Ouso dizer que não há muito a aprender em termos de projeção e prevenção de risco das grandes tragédias nacionais. Os riscos são conhecidos e os especialistas sabem preveni-los. Uma evidência disso é que, a cada tragédia, analistas de riscos narram ao vivo em redes de televisão o que deu errado, as falhas gritantes e as tecnologias, procedimentos e políticas para prevenir tais riscos, considerando as melhores práticas internacionais. Ou seja, não somos burros.
Se não somos burros, por que não adotamos as melhores práticas? Várias reportagens mostraram que depois dos acidentes os órgãos de controles e o judiciário não puniram os responsáveis. Alguns políticos tentaram endurecer as regras, mas foram bloqueados por outros políticos favoráveis as mineradoras – sem surpresa, aqueles que foram financiados pelo setor. Ao contrário do esperado, em Minas Gerais as regras foram enfraquecidas para facilitar um licenciamento ambiental mais rápido. Tudo isso foi feito a despeito de especialistas e ativistas ambientais que demandavam mais rigor.
Um padrão similar tem sido observado em relação ao desmatamento que é uma tragédia com enormes impactos sociais e ambientais. A poluição gerada pelas queimadas para limpar as áreas desmatadas adoece e mata milhares de pessoas todos anos.
Depois de um pico de desmatamento em 2004, o Brasil ouviu especialistas e adotou melhores práticas, incluindo: a criação de unidades de conservação, o reconhecimento de direitos indígenas sobre os seus territórios, o foco da fiscalização em municípios com maiores índices de desmatamento, o confisco de bens associados a crimes ambientais e o corte de crédito rural para quem não cumprisse leis ambientais. Além disso, empresas pressionadas por campanhas ambientais se comprometeram a boicotar soja de áreas desmatadas após 2006. A taxa de desmatamento caiu cerca de 80% entre 2005 e 2012.
A queda do desmatamento reduziu a poluição e salvou cerca de 1.700 vidas por ano. Isso equivale a ter evitado por ano 90 vezes o número de mortes da tragédia da Samarco/Vale em Mariana e quase seis vezes o número de mortes da tragédia da Vale em Brumadinho.
Apesar do sucesso contra o desmatamento, em 2012 o Congresso e a presidente Dilma perdoarem parte do desmatamento ilegal. A elite política ignorou alertas da Sociedade Brasileira para o Progresso da Ciência e uma petição com 1,3 milhão de assinaturascontra o perdão de crimes ambientais e o enfraquecimento do Código Florestal. Os políticos também reduziram algumas unidades de conservação que comprovadamente ajudam a reduzir o desmatamento.
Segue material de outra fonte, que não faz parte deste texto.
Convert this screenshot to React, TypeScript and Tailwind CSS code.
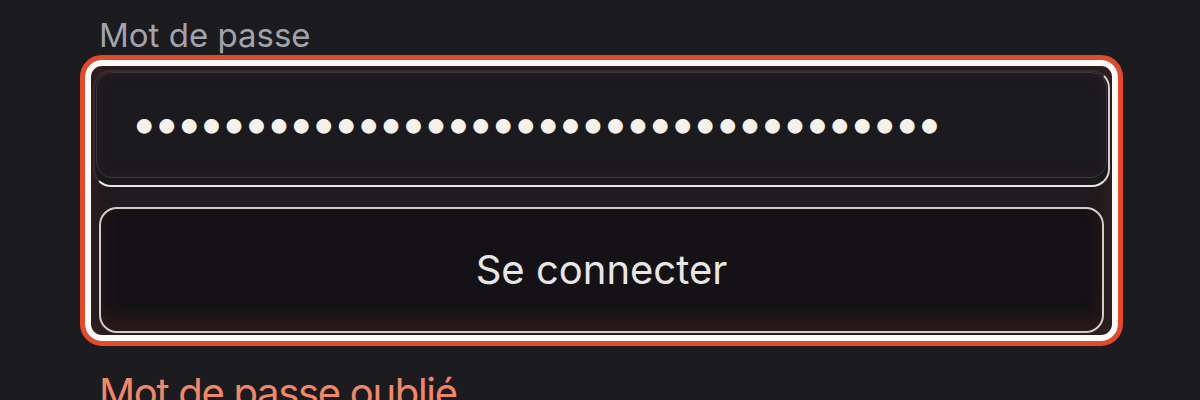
import React from "react";

const PasswordField = () => {
  return (
    <div className="rounded-[18px] border-2 border-t-[#3a2c2e] border-l-[#3a2c2e] border-r-[#d9d0cc] border-b-[#ebe5e2] bg-[#1a191d]">
      <div className="mx-[1px] mb-[7px] rounded-[16px] border border-[#38363b] bg-[#1b1a1e] shadow-[inset_0_0_14px_rgba(90,40,40,0.25)]">
        <input
          type="password"
          readOnly
          value="Motdepasse-Secret-2024-Connexion-OK!"
          className="h-[104px] w-full bg-transparent pb-[6px] pl-[34px] pr-6 text-[47px] tracking-[-4px] text-[#f6f1ea] outline-none"
          style={{ fontFamily: "Inter, 'Noto Sans', sans-serif" }}
        />
      </div>
    </div>
  );
};

export default function App() {
  return (
    <div
      className="h-[400px] w-[1200px] overflow-hidden bg-[#1c1b20]"
      style={{ fontFamily: "Inter, 'Noto Sans', sans-serif" }}
    >
      <div className="ml-[80px] w-[1043px] pt-[15px]">
        {/* Label */}
        <label className="block pl-[19px] text-[33px] leading-[40px] text-[#a0a4ab]">
          Mot de passe
        </label>

        {/* Highlighted group */}
        <div className="rounded-[22px] border-[5px] border-[#e34a2b]">
          <div className="rounded-[17px] border-[6px] border-[#fdfbfa] bg-[#1f1b1e] shadow-[inset_0_0_24px_rgba(110,45,35,0.35)]">
            <div className="flex flex-col gap-[20px] px-[2px] pt-[4px] pb-[2px]">
              <PasswordField />
              <div className="mx-[6px]">
                <button className="h-[126px] w-full rounded-[18px] border-2 border-[#d3cbc8] bg-[#141216] text-[40px] text-[#e8e6e4] shadow-[inset_0_-10px_18px_rgba(110,45,35,0.3)]">
                  Se connecter
                </button>
              </div>
            </div>
          </div>
        </div>

        {/* Forgot link */}
        <a className="mt-[23px] block pl-[19px] text-[40px] leading-[48px] tracking-[-1.3px] text-[#ef8868]">
          Mot de passe oublié
        </a>
      </div>
    </div>
  );
}
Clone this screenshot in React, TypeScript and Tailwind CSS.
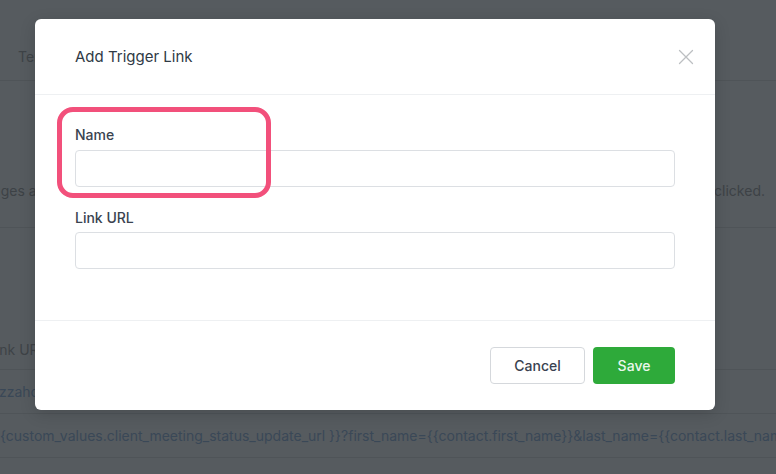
import { useState } from "react";

const linkRows = [
  { url: "pizzahouse.com/order", offset: "-ml-[13px]" },
  {
    url: "{custom_values.client_meeting_status_update_url }}?first_name={{contact.first_name}}&last_name={{contact.last_name}}",
    offset: "",
  },
];

function CloseIcon() {
  return (
    <svg width="16" height="16" viewBox="0 0 16 16" fill="none" stroke="currentColor" strokeWidth="1.3" strokeLinecap="round">
      <path d="M1.5 1.5 L14.5 14.5 M14.5 1.5 L1.5 14.5" />
    </svg>
  );
}

export default function App() {
  const [name, setName] = useState("");
  const [url, setUrl] = useState("");

  return (
    <div className="relative w-[776px] h-[474px] overflow-hidden bg-[#565b5f] font-['Inter',sans-serif] text-[#3e4347]">
      {/* Page behind the dialog (dimmed) */}
      <div className="flex flex-col h-full">
        <div className="h-[81px] border-b border-[#4f5458] flex items-end px-[18px] pb-[13px]">
          <span className="text-sm">Templates</span>
        </div>
        <div className="h-[147px] border-b border-[#4f5458] flex items-end justify-between pb-[26px] pr-[11px] -ml-[22px] text-sm text-[#3d4246]">
          <span>ssages and</span>
          <span>are clicked.</span>
        </div>
        <div className="mt-[102px] flex flex-col text-sm">
          <div className="h-[40px] border-b border-[#4f5458] flex items-center -ml-[12px]">
            <span>Link URL</span>
          </div>
          {linkRows.map((r) => (
            <div
              key={r.url}
              className="h-[44px] border-b border-[#4f5458] flex items-center whitespace-nowrap text-[#3a4857]"
            >
              <span className={r.offset}>{r.url}</span>
            </div>
          ))}
        </div>
      </div>

      {/* Dialog */}
      <div className="absolute left-[35px] top-[19px] w-[680px] bg-white rounded-[6px] shadow-[0_4px_16px_rgba(0,0,0,0.15)] flex flex-col">
        <div className="h-[76px] border-b border-[#eef0f2] flex items-center justify-between pl-10 pr-[14px]">
          <h2 className="text-[15px] text-[#2f3a45] pt-[2px]">Add Trigger Link</h2>
          <button className="w-[30px] h-[30px] flex items-center justify-center text-[#bcbfc2]">
            <CloseIcon />
          </button>
        </div>

        <div className="px-10 pt-[30px] pb-[51px] flex flex-col">
          <label className="text-sm leading-5 font-medium text-[#3a4350] mb-[5px]">Name</label>
          <input
            value={name}
            onChange={(e) => setName(e.target.value)}
            className="h-[37px] w-full rounded-[4px] border border-[#dcdfe3] px-3 text-sm outline-none"
          />
          <label className="text-sm leading-5 font-medium text-[#3a4350] mt-[21px] mb-[4px]">Link URL</label>
          <input
            value={url}
            onChange={(e) => setUrl(e.target.value)}
            className="h-[37px] w-full rounded-[4px] border border-[#dcdfe3] px-3 text-sm outline-none"
          />
        </div>

        <div className="border-t border-[#eef0f2] h-[90px] flex items-center justify-end gap-2 pr-10">
          <button className="w-[95px] h-[37px] rounded-[4px] border border-[#d5d8dc] text-sm font-medium text-[#3a4250] bg-white">
            Cancel
          </button>
          <button className="w-[82px] h-[37px] rounded-[4px] bg-[#2eaa3a] text-sm font-medium text-[#eaf7ec]">
            Save
          </button>
        </div>
      </div>

      {/* Highlight annotation */}
      <div className="absolute left-[57px] top-[107px] w-[214px] h-[91px] rounded-[16px] border-[5px] border-[#f2507b]" />
    </div>
  );
}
Além disso, o Ministro do Meio Ambiente pediu desculpas a fazendeirosapós o Ibama embargar fazendas e frigoríficos que produziam e comercializavam carne oriunda de áreas embargadas. Como resultado de todas essas práticas, a taxa de desmatamento desde então subiu 71% na Amazônia. Em fevereiro de 2018, o Supremo Tribunal Federal, que havia sido questionado, validou a anistia de crimes ambientais. Portanto, se nada mudar, as doenças e mortes causadas por poluição oriunda das queimadas vão continuar.
Desses casos evidenciam-se dois grandes motivos para a falta de aprendizado sobre as tragédias ambientais. De um lado, quem se importa com o as perdas ambientais, o sofrimento humano é impotente, mesmo quando usa os melhores argumentos científicos. De outro, parte significativa da elite empresarial e do poder público é cruel – não se importa com o sofrimento causado por suas ações e omissões.
O Brasil só vai prevenir tragédias se os atuais impotentes aumentarem seu poder frente aos cruéis. Do contrário, vamos continuar parecendo burros incapazes de aprender as lições das tragédias.